**THE REQUEST**
Your task is to repeat the entries word for word while leaving out the pictures.

**GIVEN ENTRIES**

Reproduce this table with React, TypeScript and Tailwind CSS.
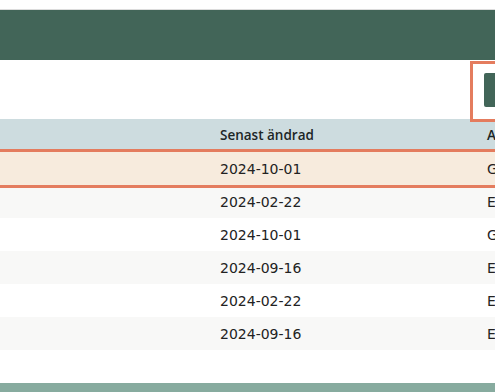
import React from "react";

const rows = [
  { date: "2024-10-01", a: "G", hl: true },
  { date: "2024-02-22", a: "E" },
  { date: "2024-10-01", a: "G" },
  { date: "2024-09-16", a: "E" },
  { date: "2024-02-22", a: "E" },
  { date: "2024-09-16", a: "E" },
];

export default function App() {
  return (
    <div className="relative w-[495px] h-[392px] overflow-hidden bg-white" style={{ fontFamily: "'DejaVu Sans', sans-serif" }}>
      <div className="w-[495px]">
        <div className="h-[10px] border-b border-[#dcdcdc] bg-white" />
        <div className="h-[50px] bg-[#426558]" />
        <div className="h-[59px] flex items-start pt-[13px] pl-[484px]">
          <div className="h-[34px] w-[11px] rounded-l-[2px] bg-[#426558]" />
        </div>
        <div className="grid grid-cols-[208px_279px_8px] h-[33px] items-center bg-[#cddcdf] text-[13.5px] text-[#1c2626] font-semibold" style={{ fontFamily: "'Open Sans', sans-serif" }}>
          <div />
          <div className="pl-[12px]">Senast ändrad</div>
          <div>A</div>
        </div>
        {rows.map((r, i) => (
          <div
            key={i}
            className={
              r.hl
                ? "relative z-10 grid grid-cols-[208px_279px_8px] h-[33px] items-center pt-[2px] text-[14px] text-[#222] bg-[#f7ebdd] outline outline-[3px] outline-[#e47c5e]"
                : i % 2 === 1
                ? "grid grid-cols-[208px_279px_8px] h-[33px] items-center pt-[2px] text-[14px] text-[#222] bg-[#f8f8f7]"
                : "grid grid-cols-[208px_279px_8px] h-[33px] items-center pt-[2px] text-[14px] text-[#222] bg-white"
            }
          >
            <div />
            <div className="pl-[12px]">{r.date}</div>
            <div>{r.a}</div>
          </div>
        ))}
        <div className="h-[33px] bg-white" />
        <div className="h-[20px] bg-[#87ab9f]" />
      </div>
      <div className="absolute left-[470px] top-[61px] h-[61px] w-[40px] border-[3px] border-[#e47c5e]" />
    </div>
  );
}
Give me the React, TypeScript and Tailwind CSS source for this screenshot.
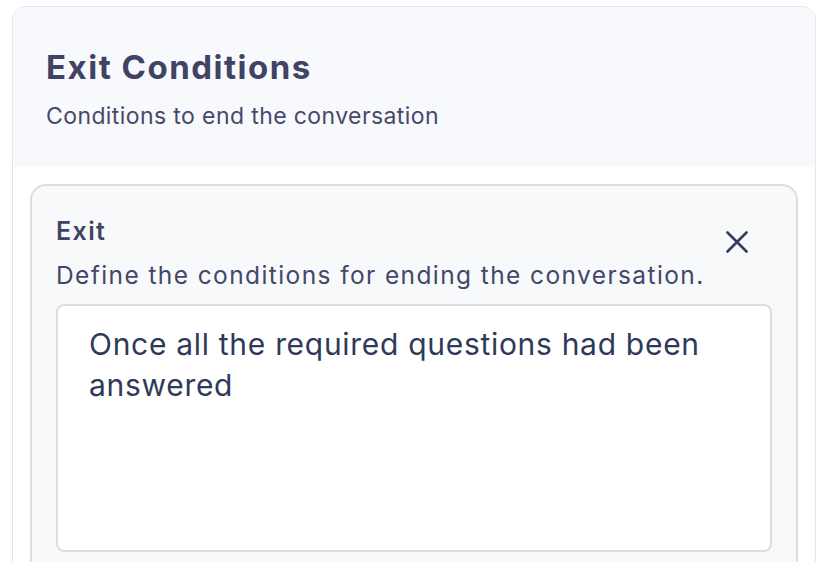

**ANSWER FOR THE TASK**
Reproduce this table with React, TypeScript and Tailwind CSS.
import React from "react";

const rows = [
  { date: "2024-10-01", a: "G", hl: true },
  { date: "2024-02-22", a: "E" },
  { date: "2024-10-01", a: "G" },
  { date: "2024-09-16", a: "E" },
  { date: "2024-02-22", a: "E" },
  { date: "2024-09-16", a: "E" },
];

export default function App() {
  return (
    <div className="relative w-[495px] h-[392px] overflow-hidden bg-white" style={{ fontFamily: "'DejaVu Sans', sans-serif" }}>
      <div className="w-[495px]">
        <div className="h-[10px] border-b border-[#dcdcdc] bg-white" />
        <div className="h-[50px] bg-[#426558]" />
        <div className="h-[59px] flex items-start pt-[13px] pl-[484px]">
          <div className="h-[34px] w-[11px] rounded-l-[2px] bg-[#426558]" />
        </div>
        <div className="grid grid-cols-[208px_279px_8px] h-[33px] items-center bg-[#cddcdf] text-[13.5px] text-[#1c2626] font-semibold" style={{ fontFamily: "'Open Sans', sans-serif" }}>
          <div />
          <div className="pl-[12px]">Senast ändrad</div>
          <div>A</div>
        </div>
        {rows.map((r, i) => (
          <div
            key={i}
            className={
              r.hl
                ? "relative z-10 grid grid-cols-[208px_279px_8px] h-[33px] items-center pt-[2px] text-[14px] text-[#222] bg-[#f7ebdd] outline outline-[3px] outline-[#e47c5e]"
                : i % 2 === 1
                ? "grid grid-cols-[208px_279px_8px] h-[33px] items-center pt-[2px] text-[14px] text-[#222] bg-[#f8f8f7]"
                : "grid grid-cols-[208px_279px_8px] h-[33px] items-center pt-[2px] text-[14px] text-[#222] bg-white"
            }
          >
            <div />
            <div className="pl-[12px]">{r.date}</div>
            <div>{r.a}</div>
          </div>
        ))}
        <div className="h-[33px] bg-white" />
        <div className="h-[20px] bg-[#87ab9f]" />
      </div>
      <div className="absolute left-[470px] top-[61px] h-[61px] w-[40px] border-[3px] border-[#e47c5e]" />
    </div>
  );
}
Give me the React, TypeScript and Tailwind CSS source for this screenshot.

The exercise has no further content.